Tell me if this sounds familiar.
You have a novel that you’ve been working on for months. Maybe years. You give it to critique partners. You revise it. With the help of a few friends, you write the perfect query letter and begin that exciting but terrifying adventure of sending out the manuscript, getting your first rejections or requests.
But ultimately, they’re all rejections.
Or what about this: An agent loves your book and takes it on. You revise with her. She sends it out to editors. You obsess, stalk, and jump every time your email dings. Your first rejections feel like battle scars, and you wear them with pride. (After all, you know it’s rare that someone gets an overnight offer from the first editor to read the manuscript. You’re reasonable; you don’t expect to be that kind of exception.) Anyway, your agent still loves the manuscript. She hasn’t given up.
But then more rejections come, and your agent suggests taking the manuscript off submission to revise based on editor feedback. She still thinks the manuscript will sell, but secretly you’re wondering whether she’s disappointed and ready to give up. (It doesn’t matter that she’s never given you a reason to believe that this is the case. You are an author. Therefore you do a lot of projecting and wondering and developing feelings based off these sad fantasies.)
So: more rejections. This manuscript—the story of your heart/your book child/the thing you daydream about every five minutes—is not going anywhere. And you have to start wondering: Is this story done? You’ve made it as good as you possibly can, and your crit partners and/or agent love it. They think it’s good enough to be published.
What are you supposed to do now? How do you let go of something so important to you? How can you just move on?s
If you have an agent, this is something you can (and should) talk to them about. If you don’t have an agent (or don’t yet feel comfortable bringing it up), grab your most understanding crit partner/friend and start discussing.
But here are a few thoughts:
1. Fall in love with a new story. You should have been writing something new this whole time. Maybe you don’t love it the same way yet, or you’re struggling to connect with it because you’re not over the last one. But try to immerse yourself in it. Find the seed of the story you loved enough to make you put pen to paper (fingers to keyboard). Remember that you started this new story for a reason. Find that reason again, and dive in.

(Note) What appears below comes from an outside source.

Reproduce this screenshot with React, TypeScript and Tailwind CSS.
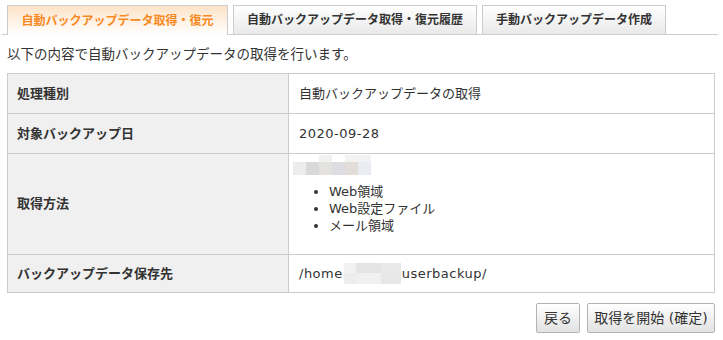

2. When you get published, you’ll need to divorce yourself from your story, anyway. You might as well start learning how to let go of things now. After all, you don’t want to get stuck on this one story for the rest of your life, right? You want to be able to write more stories and have a career? Learn how to let go. It’s good practice for getting published.
3. It takes time to let go. After all, you’ve spent months (or years!) of your life with a story. Letting go isn’t as easy as flipping a switch. Allow yourself to grieve, but don’t let that grieving period linger too long. If you can’t write something new just yet, go do something new. Have an adventure. Open your mind to new thoughts and ideas. Read a lot. Ask “what if?”
4. You can always come back to your first story. Maybe not tomorrow. Maybe not even next year. But one day you can pull it out and look at it like new. If the market isn’t right for that story now, maybe it will be in the future. Or maybe you’ll learn something about writing that will enable you to come back to the story and revise it into shape.
I wrote sixteen manuscripts before I wrote Incarnate. At some point, I had to let go of every one of them. There are stories I’d still like to tell one day—rewrite them and see if I can find a home for them. Just because I’ve moved on doesn’t mean I don’t love those stories anymore, or that they’re any less important to me. Every one of them taught me something new about writing, about the stories I like to tell, and where I’d like to be on bookstore shelves.
Like I did with those sixteen manuscripts, you have a choice: Tell yourself this story is it, and if it doesn’t succeed, then there’s nothing else.
Move on. Loosen up that death grip on the story and allow yourself to work on something new.